■ GIVEN REQUEST ■
Leaving the pictures aside, transcribe every line below exactly.

start

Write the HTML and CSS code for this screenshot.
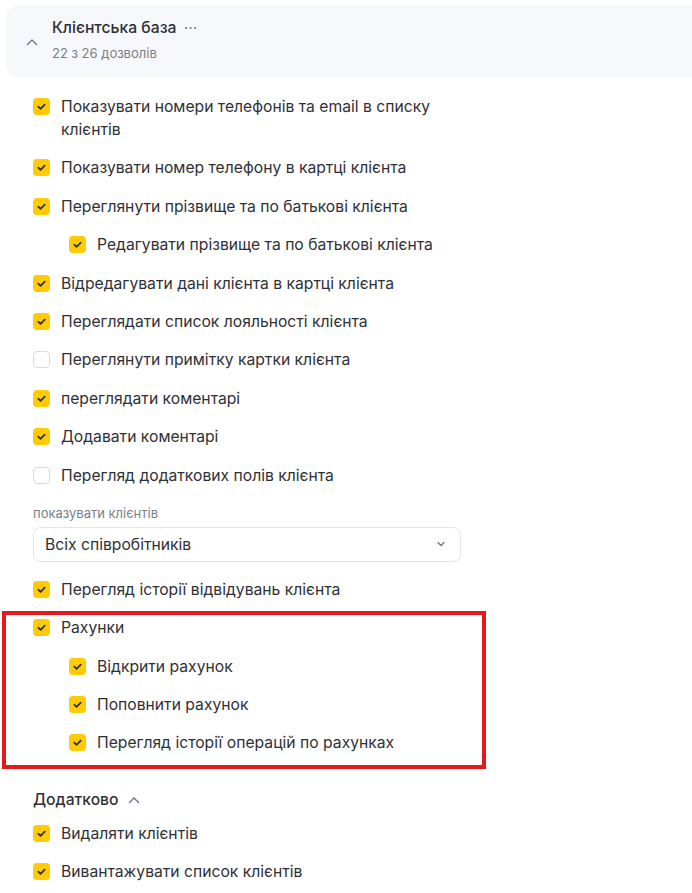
FILE: index.html
```html
<!DOCTYPE html>
<html lang="uk">
<head>
  <meta charset="UTF-8" />
  <meta name="viewport" content="width=device-width, initial-scale=1.0" />
  <title>Клієнтська база</title>
  <link rel="stylesheet" href="styles.css">
</head>
<body>

  <div class="section-head">
    <svg class="chevron" width="12" height="8" viewBox="0 0 12 8"><path d="M1.5 6.5 L6 2 L10.5 6.5" fill="none" stroke="#6b7280" stroke-width="1.4" stroke-linecap="round" stroke-linejoin="round"/></svg>
    <div>
      <div class="section-title">Клієнтська база <span class="dots">···</span></div>
      <div class="section-sub">22 з 26 дозволів</div>
    </div>
  </div>

  <div class="list">
    <label class="item"><span class="box on"></span><span>Показувати номери телефонів та email в списку клієнтів</span></label>
    <label class="item"><span class="box on"></span><span>Показувати номер телефону в картці клієнта</span></label>
    <label class="item"><span class="box on"></span><span>Переглянути прізвище та по батькові клієнта</span></label>
    <label class="item sub"><span class="box on"></span><span>Редагувати прізвище та по батькові клієнта</span></label>
    <label class="item"><span class="box on"></span><span>Відредагувати дані клієнта в картці клієнта</span></label>
    <label class="item"><span class="box on"></span><span>Переглядати список лояльності клієнта</span></label>
    <label class="item"><span class="box"></span><span>Переглянути примітку картки клієнта</span></label>
    <label class="item"><span class="box on"></span><span>переглядати коментарі</span></label>
    <label class="item"><span class="box on"></span><span>Додавати коментарі</span></label>
    <label class="item"><span class="box"></span><span>Перегляд додаткових полів клієнта</span></label>

    <div class="field">
      <div class="field-label">показувати клієнтів</div>
      <div class="select">
        <span>Всіх співробітників</span>
        <svg width="10" height="6" viewBox="0 0 10 6"><path d="M2 1.5 L5 4.5 L8 1.5" fill="none" stroke="#6b7280" stroke-width="1.2" stroke-linecap="round" stroke-linejoin="round"/></svg>
      </div>
    </div>

    <label class="item"><span class="box on"></span><span>Перегляд історії відвідувань клієнта</span></label>

    <div class="group marked">
      <label class="item"><span class="box on"></span><span>Рахунки</span></label>
      <label class="item sub"><span class="box on"></span><span>Відкрити рахунок</span></label>
      <label class="item sub"><span class="box on"></span><span>Поповнити рахунок</span></label>
      <label class="item sub"><span class="box on"></span><span>Перегляд історії операцій по рахунках</span></label>
    </div>

    <div class="extra-head">Додатково
      <svg width="12" height="8" viewBox="0 0 12 8"><path d="M1.5 6.5 L6 2 L10.5 6.5" fill="none" stroke="#6b7280" stroke-width="1.4" stroke-linecap="round" stroke-linejoin="round"/></svg>
    </div>
    <label class="item"><span class="box on"></span><span>Видаляти клієнтів</span></label>
    <label class="item"><span class="box on"></span><span>Вивантажувати список клієнтів</span></label>
  </div>

</body>
</html>
```

FILE: styles.css
```css
body {
  font-family: 'Inter', 'Noto Sans', sans-serif;
  background: #fff;
  margin: 0;
  color: #2f3037;
  font-size: 15.7px;
}
.section-head {
  display: flex;
  align-items: flex-start;
  margin: 5px 0 0 6px;
  height: 72px;
  box-sizing: border-box;
  padding-top: 12px;
  background: #f7f8fb;
  border-radius: 12px 0 0 12px;
}
.section-head .chevron {
  align-self: center;
  margin: -10px 14px 0 20px;
}
.section-title {
  font-weight: 500;
  line-height: 22px;
}
.dots {
  color: #7b7f88;
  font-weight: 400;
  margin-left: 3px;
}
.section-sub {
  font-size: 13px;
  line-height: 16px;
  color: #7b7f88;
  margin-top: 6px;
}
.list {
  padding: 18px 0 0 33px;
}
.item {
  display: flex;
  align-items: flex-start;
  gap: 11px;
  line-height: 23px;
  width: 410px;
  padding: 0 0 15.4px;
}
.item.sub {
  padding-left: 36px;
}
.box {
  flex: none;
  width: 17px;
  height: 17px;
  margin-top: 3px;
  box-sizing: border-box;
  border: 1px solid #d7dae0;
  border-radius: 4px;
  background: #fff;
}
.box.on {
  border: none;
  background: #ffcb05 url("data:image/svg+xml,%3Csvg xmlns='http://www.w3.org/2000/svg' width='17' height='17'%3E%3Cpath d='M5.3 8.7 L7.6 10.9 L11.7 6.6' fill='none' stroke='%23333' stroke-width='1.8' stroke-linecap='round' stroke-linejoin='round'/%3E%3C/svg%3E") center no-repeat;
}
.field {
  margin: 3px 0 16px;
}
.field-label {
  font-size: 13px;
  color: #7b7f88;
  margin-bottom: 6px;
}
.select {
  display: flex;
  align-items: center;
  justify-content: space-between;
  width: 428px;
  height: 35px;
  box-sizing: border-box;
  padding: 0 14px 0 11px;
  border: 1px solid #e3e5ea;
  border-radius: 8px;
}
.group {
  position: relative;
}
.group.marked::before {
  content: "";
  position: absolute;
  left: -31px;
  top: -5px;
  width: 484px;
  height: 158px;
  box-sizing: border-box;
  border: 4.5px solid #e3191c;
}
.extra-head {
  display: flex;
  align-items: center;
  gap: 9px;
  font-weight: 500;
  line-height: 24px;
  margin: 18px 0 10px;
}
```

end

■ EXERCISE SOLUTION ■
Write the HTML and CSS code for this screenshot.
FILE: index.html
```html
<!DOCTYPE html>
<html lang="uk">
<head>
  <meta charset="UTF-8" />
  <meta name="viewport" content="width=device-width, initial-scale=1.0" />
  <title>Клієнтська база</title>
  <link rel="stylesheet" href="styles.css">
</head>
<body>

  <div class="section-head">
    <svg class="chevron" width="12" height="8" viewBox="0 0 12 8"><path d="M1.5 6.5 L6 2 L10.5 6.5" fill="none" stroke="#6b7280" stroke-width="1.4" stroke-linecap="round" stroke-linejoin="round"/></svg>
    <div>
      <div class="section-title">Клієнтська база <span class="dots">···</span></div>
      <div class="section-sub">22 з 26 дозволів</div>
    </div>
  </div>

  <div class="list">
    <label class="item"><span class="box on"></span><span>Показувати номери телефонів та email в списку клієнтів</span></label>
    <label class="item"><span class="box on"></span><span>Показувати номер телефону в картці клієнта</span></label>
    <label class="item"><span class="box on"></span><span>Переглянути прізвище та по батькові клієнта</span></label>
    <label class="item sub"><span class="box on"></span><span>Редагувати прізвище та по батькові клієнта</span></label>
    <label class="item"><span class="box on"></span><span>Відредагувати дані клієнта в картці клієнта</span></label>
    <label class="item"><span class="box on"></span><span>Переглядати список лояльності клієнта</span></label>
    <label class="item"><span class="box"></span><span>Переглянути примітку картки клієнта</span></label>
    <label class="item"><span class="box on"></span><span>переглядати коментарі</span></label>
    <label class="item"><span class="box on"></span><span>Додавати коментарі</span></label>
    <label class="item"><span class="box"></span><span>Перегляд додаткових полів клієнта</span></label>

    <div class="field">
      <div class="field-label">показувати клієнтів</div>
      <div class="select">
        <span>Всіх співробітників</span>
        <svg width="10" height="6" viewBox="0 0 10 6"><path d="M2 1.5 L5 4.5 L8 1.5" fill="none" stroke="#6b7280" stroke-width="1.2" stroke-linecap="round" stroke-linejoin="round"/></svg>
      </div>
    </div>

    <label class="item"><span class="box on"></span><span>Перегляд історії відвідувань клієнта</span></label>

    <div class="group marked">
      <label class="item"><span class="box on"></span><span>Рахунки</span></label>
      <label class="item sub"><span class="box on"></span><span>Відкрити рахунок</span></label>
      <label class="item sub"><span class="box on"></span><span>Поповнити рахунок</span></label>
      <label class="item sub"><span class="box on"></span><span>Перегляд історії операцій по рахунках</span></label>
    </div>

    <div class="extra-head">Додатково
      <svg width="12" height="8" viewBox="0 0 12 8"><path d="M1.5 6.5 L6 2 L10.5 6.5" fill="none" stroke="#6b7280" stroke-width="1.4" stroke-linecap="round" stroke-linejoin="round"/></svg>
    </div>
    <label class="item"><span class="box on"></span><span>Видаляти клієнтів</span></label>
    <label class="item"><span class="box on"></span><span>Вивантажувати список клієнтів</span></label>
  </div>

</body>
</html>
```

FILE: styles.css
```css
body {
  font-family: 'Inter', 'Noto Sans', sans-serif;
  background: #fff;
  margin: 0;
  color: #2f3037;
  font-size: 15.7px;
}
.section-head {
  display: flex;
  align-items: flex-start;
  margin: 5px 0 0 6px;
  height: 72px;
  box-sizing: border-box;
  padding-top: 12px;
  background: #f7f8fb;
  border-radius: 12px 0 0 12px;
}
.section-head .chevron {
  align-self: center;
  margin: -10px 14px 0 20px;
}
.section-title {
  font-weight: 500;
  line-height: 22px;
}
.dots {
  color: #7b7f88;
  font-weight: 400;
  margin-left: 3px;
}
.section-sub {
  font-size: 13px;
  line-height: 16px;
  color: #7b7f88;
  margin-top: 6px;
}
.list {
  padding: 18px 0 0 33px;
}
.item {
  display: flex;
  align-items: flex-start;
  gap: 11px;
  line-height: 23px;
  width: 410px;
  padding: 0 0 15.4px;
}
.item.sub {
  padding-left: 36px;
}
.box {
  flex: none;
  width: 17px;
  height: 17px;
  margin-top: 3px;
  box-sizing: border-box;
  border: 1px solid #d7dae0;
  border-radius: 4px;
  background: #fff;
}
.box.on {
  border: none;
  background: #ffcb05 url("data:image/svg+xml,%3Csvg xmlns='http://www.w3.org/2000/svg' width='17' height='17'%3E%3Cpath d='M5.3 8.7 L7.6 10.9 L11.7 6.6' fill='none' stroke='%23333' stroke-width='1.8' stroke-linecap='round' stroke-linejoin='round'/%3E%3C/svg%3E") center no-repeat;
}
.field {
  margin: 3px 0 16px;
}
.field-label {
  font-size: 13px;
  color: #7b7f88;
  margin-bottom: 6px;
}
.select {
  display: flex;
  align-items: center;
  justify-content: space-between;
  width: 428px;
  height: 35px;
  box-sizing: border-box;
  padding: 0 14px 0 11px;
  border: 1px solid #e3e5ea;
  border-radius: 8px;
}
.group {
  position: relative;
}
.group.marked::before {
  content: "";
  position: absolute;
  left: -31px;
  top: -5px;
  width: 484px;
  height: 158px;
  box-sizing: border-box;
  border: 4.5px solid #e3191c;
}
.extra-head {
  display: flex;
  align-items: center;
  gap: 9px;
  font-weight: 500;
  line-height: 24px;
  margin: 18px 0 10px;
}
```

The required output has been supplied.